Concern Mounts about Mandatory Retirement Age Policies at Accounting Firms

The Equal Employment Opportunity Commission is reportedly pressing PricewaterhouseCoopers and other major accounting firms to drop their longstanding mandatory retirement age policies, and the American Institute of CPAs is asking them to stop.

The Wall Street Journal reported earlier this month that the EEOC’s Chicago office is asking PwC to eliminate its mandatory retirement age of 60 for partners and principals. A 1967 law, the Age Discrimination in Employment Act, prohibits mandatory retirement ages for employees at most types of businesses, but partnerships such as accounting firms are typically exempted on the theory that business owners can’t discriminate against themselves.
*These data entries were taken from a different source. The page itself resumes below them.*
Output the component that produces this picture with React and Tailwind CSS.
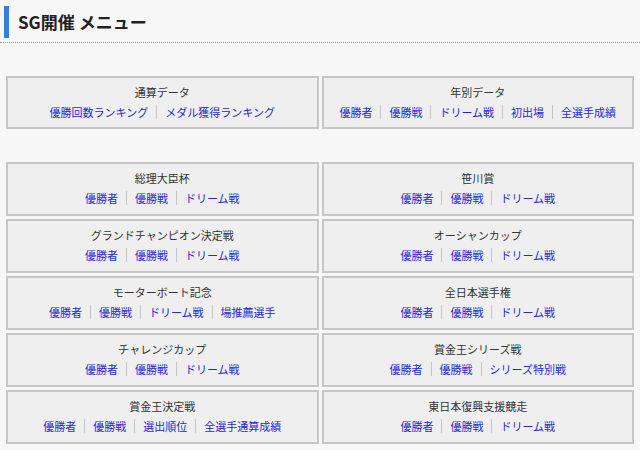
import React from "react";

const topMenus = [
  { title: "通算データ", links: ["優勝回数ランキング", "メダル獲得ランキング"] },
  { title: "年別データ", links: ["優勝者", "優勝戦", "ドリーム戦", "初出場", "全選手成績"] },
];

const sgMenus = [
  { title: "総理大臣杯", links: ["優勝者", "優勝戦", "ドリーム戦"] },
  { title: "笹川賞", links: ["優勝者", "優勝戦", "ドリーム戦"] },
  { title: "グランドチャンピオン決定戦", links: ["優勝者", "優勝戦", "ドリーム戦"] },
  { title: "オーシャンカップ", links: ["優勝者", "優勝戦", "ドリーム戦"] },
  { title: "モーターボート記念", links: ["優勝者", "優勝戦", "ドリーム戦", "場推薦選手"] },
  { title: "全日本選手権", links: ["優勝者", "優勝戦", "ドリーム戦"] },
  { title: "チャレンジカップ", links: ["優勝者", "優勝戦", "ドリーム戦"] },
  { title: "賞金王シリーズ戦", links: ["優勝者", "優勝戦", "シリーズ特別戦"] },
  { title: "賞金王決定戦", links: ["優勝者", "優勝戦", "選出順位", "全選手通算成績"] },
  { title: "東日本復興支援競走", links: ["優勝者", "優勝戦", "ドリーム戦"] },
];

function MenuBox({ title, links, tall }) {
  return (
    <div
      className={
        tall
          ? "flex h-[54px] flex-col items-center justify-center border-2 border-[#c6c6c6] bg-[#efefef] pb-[2px]"
          : "flex h-[53px] flex-col items-center justify-center border-2 border-[#c6c6c6] bg-[#efefef] pb-[2px]"
      }
    >
      <p className="text-[11px] leading-[18px] text-[#333]">{title}</p>
      <div className="mt-[2px] flex items-center">
        {links.map((link, i) => (
          <React.Fragment key={link}>
            {i > 0 ? <span className="mx-[8px] h-[14px] w-px bg-[#c4c4c4]" /> : null}
            <a href="#" className="text-[11px] leading-[18px] text-[#2626e0]">
              {link}
            </a>
          </React.Fragment>
        ))}
      </div>
    </div>
  );
}

export default function App() {
  return (
    <div
      className="min-h-[450px] bg-[#f7f7f7] pt-[6px]"
      style={{ fontFamily: '"Noto Sans CJK JP", "Noto Sans", sans-serif' }}
    >
      <div className="border-b border-dotted border-[#9a9a9a] pb-[4px] pl-[4px]">
        <h1 className="flex h-[32px] items-center border-l-[5px] border-[#3a7de0] pl-[9px] text-[17px] font-bold text-[#222]">
          SG開催 メニュー
        </h1>
      </div>

      <div className="mt-[33px] grid grid-cols-2 gap-[3px] px-[6px]">
        {topMenus.map((m) => (
          <MenuBox key={m.title} {...m} />
        ))}
      </div>

      <div className="mt-[33px] grid grid-cols-2 gap-[3px] px-[6px]">
        {sgMenus.map((m) => (
          <MenuBox key={m.title} tall {...m} />
        ))}
      </div>
    </div>
  );
}
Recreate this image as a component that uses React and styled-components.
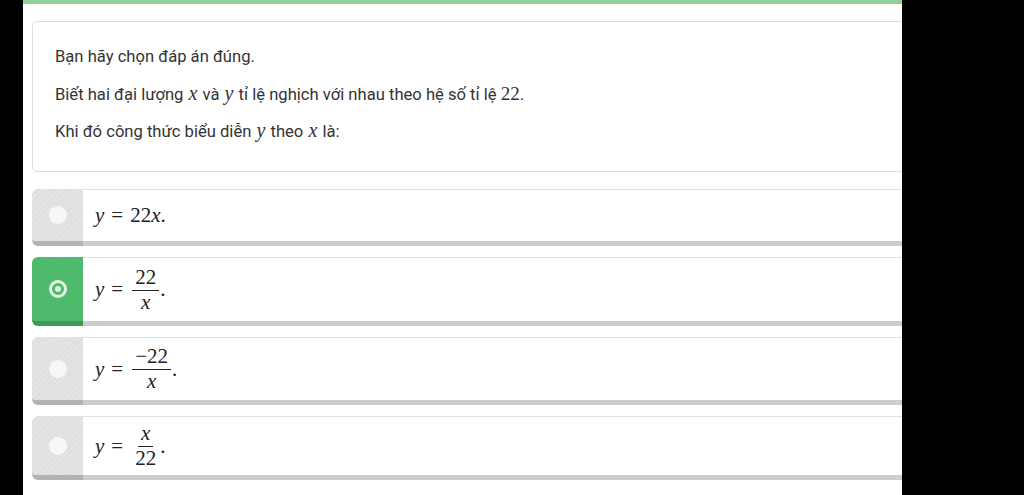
import React from "react";
import styled, { createGlobalStyle, css } from "styled-components";

const Global = createGlobalStyle`
  html, body { margin: 0; padding: 0; background: #000; }
  body { font-family: Roboto, "Liberation Sans", Arial, sans-serif; }
`;

const Page = styled.div`
  margin-left: 23px;
  width: 879px;
  height: 495px;
  background: #fff;
  border-top: 4px solid #8fd09a;
  box-sizing: border-box;
  overflow: hidden;
  padding: 17px 0 0 9px;
`;

const Column = styled.div`
  width: 900px;
  display: flex;
  flex-direction: column;
`;

const QuestionBox = styled.div`
  height: 151px;
  box-sizing: border-box;
  border: 1px solid #dcdcdc;
  border-radius: 5px;
  padding: 23px 0 0 22px;
  color: #333;
  font-size: 16.6px;
  display: flex;
  flex-direction: column;
  gap: 14px;
`;

const Line = styled.div`
  height: 23px;
  line-height: 23px;
  white-space: nowrap;
`;

const MathVar = styled.span`
  font-family: "Liberation Serif", "Times New Roman", serif;
  font-style: italic;
  font-size: 20px;
  padding: 0 1px;
`;

const MathNum = styled.span`
  font-family: "Liberation Serif", "Times New Roman", serif;
  font-size: 19px;
`;

const Options = styled.div`
  margin-top: 17px;
  display: flex;
  flex-direction: column;
  gap: 11px;
`;

const Option = styled.div`
  display: flex;
  align-items: stretch;
`;

const Marker = styled.div`
  width: 51px;
  flex: none;
  border-radius: 6px 0 0 6px;
  display: flex;
  align-items: center;
  justify-content: center;
  ${(p) =>
    p.$selected
      ? css`
          background: repeating-linear-gradient(135deg, #4db96b 0 2px, #51bc6e 2px 4px);
          border-bottom: 5px solid #3b9a55;
        `
      : css`
          background: repeating-linear-gradient(135deg, #dedfe0 0 2px, #e3e4e5 2px 4px);
          border-bottom: 5px solid #b3b3b3;
        `}
`;

const Radio = styled.span`
  width: 18px;
  height: 18px;
  border-radius: 50%;
  box-sizing: border-box;
  display: flex;
  align-items: center;
  justify-content: center;
  ${(p) =>
    p.$selected
      ? css`
          border: 3px solid #e4f4e7;
          background: #4db96b;
          &::after {
            content: "";
            width: 6px;
            height: 6px;
            border-radius: 50%;
            background: #e4f4e7;
          }
        `
      : css`
          background: #f7f7f7;
        `}
`;

const Body = styled.div`
  flex: 1;
  background: #fff;
  border-top: 1px solid #e2e2e2;
  border-bottom: 5px solid #cdcdcd;
  padding: 0 0 0 12px;
  display: flex;
  align-items: center;
  height: ${(p) => p.$h}px;
  box-sizing: border-box;
`;

const Formula = styled.span`
  display: inline-flex;
  align-items: center;
  font-family: "Liberation Serif", "Times New Roman", serif;
  font-size: 21px;
  color: #222;
`;

const I = styled.i`
  font-style: italic;
`;

const Rel = styled.span`
  margin: 0 7px;
`;

const Frac = styled.span`
  display: inline-flex;
  flex-direction: column;
  align-items: center;
  margin: 0 1px 0 2px;
`;

const Num = styled.span`
  line-height: 21px;
  padding: 0 3px 2px;
  border-bottom: 1px solid #222;
`;

const Den = styled.span`
  line-height: 21px;
  padding: 1px 3px 0;
`;

const Dot = styled.span`
  align-self: center;
`;

const options = [
  { key: 1, h: 57, f: <><I>y</I><Rel>=</Rel>22<I>x</I>.</> },
  {
    key: 2,
    h: 69,
    selected: true,
    f: <><I>y</I><Rel>=</Rel><Frac><Num>22</Num><Den><I>x</I></Den></Frac><Dot>.</Dot></>,
  },
  {
    key: 3,
    h: 68,
    f: <><I>y</I><Rel>=</Rel><Frac><Num>−22</Num><Den><I>x</I></Den></Frac><Dot>.</Dot></>,
  },
  {
    key: 4,
    h: 64,
    f: <><I>y</I><Rel>=</Rel><Frac><Num><I>x</I></Num><Den>22</Den></Frac><Dot>.</Dot></>,
  },
];

export default function App() {
  return (
    <>
      <Global />
      <Page>
        <Column>
          <QuestionBox>
            <Line>Bạn hãy chọn đáp án đúng.</Line>
            <Line>
              Biết hai đại lượng <MathVar>x</MathVar> và <MathVar>y</MathVar> tỉ lệ nghịch với nhau theo hệ số tỉ lệ <MathNum>22</MathNum>.
            </Line>
            <Line>
              Khi đó công thức biểu diễn <MathVar>y</MathVar> theo <MathVar>x</MathVar> là:
            </Line>
          </QuestionBox>
          <Options>
            {options.map((o) => (
              <Option key={o.key}>
                <Marker $selected={o.selected}>
                  <Radio $selected={o.selected} />
                </Marker>
                <Body $h={o.h}>
                  <Formula>{o.f}</Formula>
                </Body>
              </Option>
            ))}
          </Options>
        </Column>
      </Page>
    </>
  );
}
A mandatory retirement age policy has been in place at PwC’s pre-merger predecessor firms Price Waterhouse and Coopers & Lybrand since the 1960s, according to the WSJ, but the EEOC did not begin prodding PwC to change the policy until 2010. The firm asked the EEOC to clarify its concerns in January of this year, and the agency responded by merely describing a six-part test from a 2003 decision by the Supreme Court in a case known as Clackamas Gastroenterology v. Wells to determine who qualifies as an employee in a partnership.

PwC’s attorneys were already well aware of the Clackamas test and asked the EEOC for the opportunity to work out a proposal to address the agency’s concerns. But the EEOC reportedly broke off negotiations with the firm and is considering the possibility of suing PwC to change its mandatory retirement policy.

The EEOC is reportedly looking at Deloitte and KPMG as well, and that is raising worries in the CPA profession that it may begin pressuring the accounting profession at large to drop mandatory retirement age policies, which have traditionally enabled younger members of the firms to advance in their careers and eventually make partner.

In a letter to members of the EEOC, the AICPA has expressed concern that a significant expansion of the Age Discrimination in Employment Act would be detrimental to the accounting profession and respectfully requested that the EEOC decline to continue on this path.

In a June 25 letter from AICPA president and CEO Barry C. Melancon, the Institute wrote, “We do not dispute that hundreds of thousands of non-partner employees are appropriately covered by the ADEA. However, we believe that accounting firm partners (those who own and control a portion of each firm) are not covered by the ADEA, and we do not believe they should be under consideration, as the possible action contends. Our position is consistent with—and relies upon—longstanding EEOC policy that presumes that partners are not ‘employees’ for purposes of anti-discrimination laws. A change that treats accounting firm partners as ‘employees’ would upend the long-established expectations and business reliance interests of the accounting profession.”

“Accounting firms have structured their partners’ compensation, capital contributions, buyouts, pensions, agreed-upon retirement dates, deferred compensation, voting rights, benefits, governance, and termination policies in reliance on the specific understandings evidenced by partnership agreements,” Melancon pointed out. “In particular, retirement policy provisions allow for the predictable progression of lesser tenured individuals into the partnership, and facilitate the orderly transition of a firm’s clients from senior partners to junior partners.”

“As the EEOC considers whether to expand the ADEA’s scope, we hope you will maintain the flexibility that allows CPAs to organize themselves and plan their succession as they see fit within the bounds of the existing law,” the AICPA letter concluded.